Most academic style guides, including MLA and APA, require double spacing. This isn't just a formatting preference: the extra space between lines makes text easier to read and gives instructors room to write comments and corrections directly on a printed page. If you're given a page count requirement (e.g. "write a 1-page reflection"), always check whether it specifies single or double spacing, since the difference is exactly double the word count.
Working on an essay or report? Paste your text into our free word counter to get an exact word count instantly, no need to estimate. Need a bigger target? See how many pages 1,000 words adds up to.
Open Word Counter →Frequently Asked Questions
What does 500 words actually look like?
Five hundred words is roughly the length of a solid news brief or a short-answer college application response — a meaningful chunk of writing that moves quickly. At an average reading pace of about 200–250 words per minute, 500 words takes around two minutes to read. It is long enough to make a focused point with a couple of supporting examples, but not long enough for extensive analysis or multiple major arguments.
On a printed page, 500 words at standard formatting fills exactly one double-spaced page, which is why so many "minimum" writing requirements start here. It represents the floor of what instructors consider a complete, structured response rather than a quick note. In a five-paragraph essay format, 500 words gives you roughly one paragraph per section, with each paragraph running 80–100 words — tight, but workable if you stay focused.
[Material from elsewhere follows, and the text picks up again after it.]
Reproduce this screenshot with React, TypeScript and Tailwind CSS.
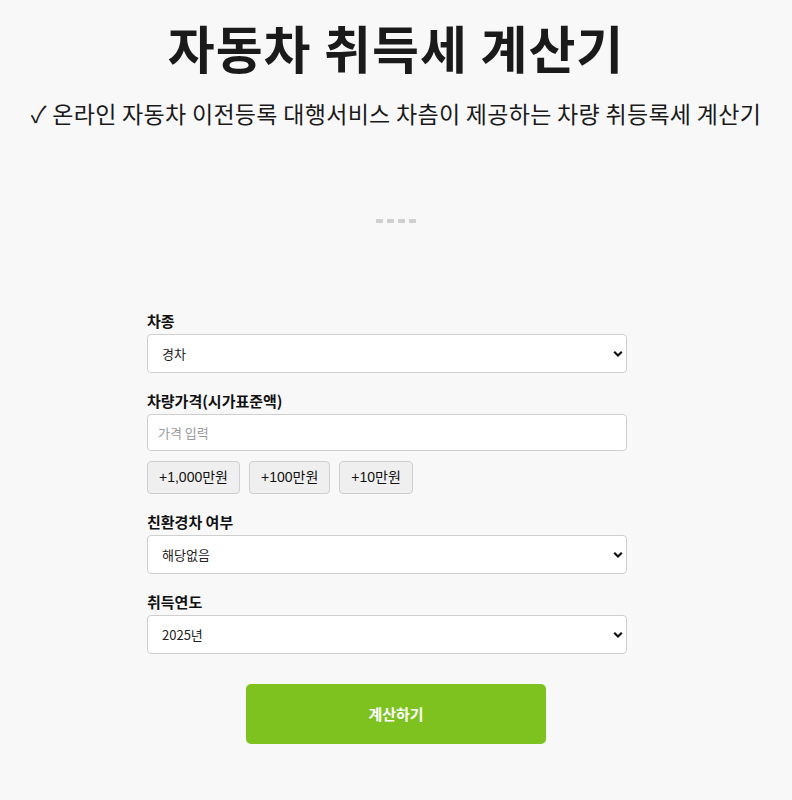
const font = { fontFamily: '"Noto Sans CJK KR", "Noto Sans", sans-serif' };

function Chevron() {
  return (
    <svg
      className="pointer-events-none absolute right-[4px] top-1/2 -translate-y-1/2"
      width="10"
      height="7"
      viewBox="0 0 10 7"
    >
      <path d="M1.2 1.3 L5 5 L8.8 1.3" fill="none" stroke="#111" strokeWidth="2.2" />
    </svg>
  );
}

function Field({ label, value, options }: { label: string; value: string; options: string[] }) {
  return (
    <div>
      <div className="h-5 text-[15px] leading-5 font-bold text-[#111] mb-[3px]">{label}</div>
      <div className="relative">
        <select
          defaultValue={value}
          className="w-full h-[39px] appearance-none bg-white border border-[#cfcfcf] rounded-[4px] pl-[14px] pr-6 text-[13px] text-[#222] outline-none"
          style={font}
        >
          {options.map((o) => (
            <option key={o}>{o}</option>
          ))}
        </select>
        <Chevron />
      </div>
    </div>
  );
}

export default function App() {
  const quick = ['+1,000만원', '+100만원', '+10만원'];

  return (
    <div className="min-h-[800px] bg-[#f8f8f9] text-[#111]" style={font}>
      <h1 className="pt-[17px] text-center text-[51px] leading-[60px] font-bold tracking-[1px] text-[#1a1a1a]">
        자동차 취득세 계산기
      </h1>
      <p className="mt-[21px] text-center text-[23px] leading-[30px] tracking-[0.3px] text-[#1a1a1a]">
        ✓ 온라인 자동차 이전등록 대행서비스 차츰이 제공하는 차량 취등록세 계산기
      </p>

      {/* ad placeholder */}
      <div className="mt-[91px] flex justify-center gap-[4px]">
        {[0, 1, 2, 3].map((i) => (
          <span key={i} className="block w-[7px] h-[4px] bg-[#d0d0d0]" />
        ))}
      </div>

      <div className="mx-auto mt-[88px] w-[498px] flex flex-col">
        <div className="pr-[18px]">
          <Field label="차종" value="경차" options={['경차', '승용차', '승합차', '화물차']} />

          <div className="mt-[18px]">
            <div className="h-5 text-[15px] leading-5 font-bold mb-[3px]">차량가격(시가표준액)</div>
            <input
              placeholder="가격 입력"
              className="w-full h-[37px] bg-white border border-[#cfcfcf] rounded-[4px] px-[10px] text-[13px] placeholder:text-[#9a9a9a] outline-none"
              style={font}
            />
            <div className="mt-[10px] flex gap-[9px]">
              {quick.map((q) => (
                <button
                  key={q}
                  className="h-[33px] px-[11px] bg-[#efefef] border border-[#cfcfcf] rounded-[4px] text-[14px] text-[#111]"
                  style={{ fontFamily: '"Liberation Sans", "Noto Sans CJK KR", sans-serif' }}
                >
                  {q}
                </button>
              ))}
            </div>
          </div>

          <div className="mt-[18px]">
            <Field label="친환경차 여부" value="해당없음" options={['해당없음', '하이브리드', '전기차', '수소차']} />
          </div>

          <div className="mt-[18px]">
            <Field label="취득연도" value="2025년" options={['2025년', '2024년', '2023년']} />
          </div>
        </div>

        <button className="mt-[30px] self-center w-[300px] h-[60px] rounded-[5px] bg-[#7dc21e] text-white text-[15px] font-bold">
          계산하기
        </button>
      </div>
    </div>
  );
}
For a sense of real-world scale: Abraham Lincoln's Gettysburg Address was around 270 words. The average opinion essay in a major newspaper runs 700–900 words. A standard cover letter runs 300–400 words. At 500 words, you sit right in the middle — enough room to make a clear case, not so much that you can afford to ramble.
How long does it take to write 500 words?
At an average typing speed of 40 words per minute for composed writing, the raw typing time for 500 words is about 12–13 minutes. In practice, including thinking, revising, and editing, most people produce a solid 500-word piece in 30 to 60 minutes. If you are writing from a clear outline on a familiar topic, it can be faster. If you are writing about an unfamiliar subject and need to research as you go, budget closer to 90 minutes to do it well.
Common writing tasks at 500 words
The 500-word format appears across many academic and professional contexts. College applications frequently include short-answer prompts with a 500-word limit, asking students to respond to a specific question about their background or goals. Scholarship applications often set a 500-word ceiling on personal essays. Many professional certification programs ask candidates to write 500-word responses to situational prompts as part of their application or assessment process.
In content marketing, 500 words is considered the minimum viable length for a blog post that search engines will index as having real informational value — though longer posts tend to rank better for competitive keywords. Product landing pages, FAQ articles, and email newsletters frequently land around 400–600 words, making 500 an intuitive benchmark for a complete but concise unit of content that does not overwhelm the reader.
In classroom settings, 500-word essays appear most often as timed writing exercises, response papers, or introductory assignments early in a course when instructors want to assess writing ability without overwhelming the student with scope. They also appear in standardized testing contexts: many open-response questions on high-stakes tests expect a 400–600 word answer that demonstrates organized thinking and clear evidence within tight constraints.
Making every word count at 500
At 500 words, there is very little room to waste. Every sentence needs to earn its place. The most common mistake in short-format writing is spending too many words on setup — explaining what you are about to argue instead of arguing it. A tight 500-word piece should reach its main point within the first two or three sentences and spend the bulk of its length on evidence and reasoning, not preamble.
Sentence variety matters more in short writing than in long writing. When you have 500 words instead of 2,000, repeating the same sentence structure — especially long compound sentences linked by "and" or "but" — becomes noticeable quickly. Mixing short, direct statements with longer analytical ones creates rhythm and keeps the reader engaged across a brief piece. Variation is free: it costs no words and significantly improves readability.
If your assignment specifies a 500-word minimum, do not stop exactly at 500. A piece that ends abruptly at the minimum signals that the writer ran out of ideas rather than chose where to stop. Aim for 520–540 words to give yourself a comfortable margin while keeping the piece tight and focused. A live word counter makes this easy to monitor as you write, so you are not counting words manually in your final pass.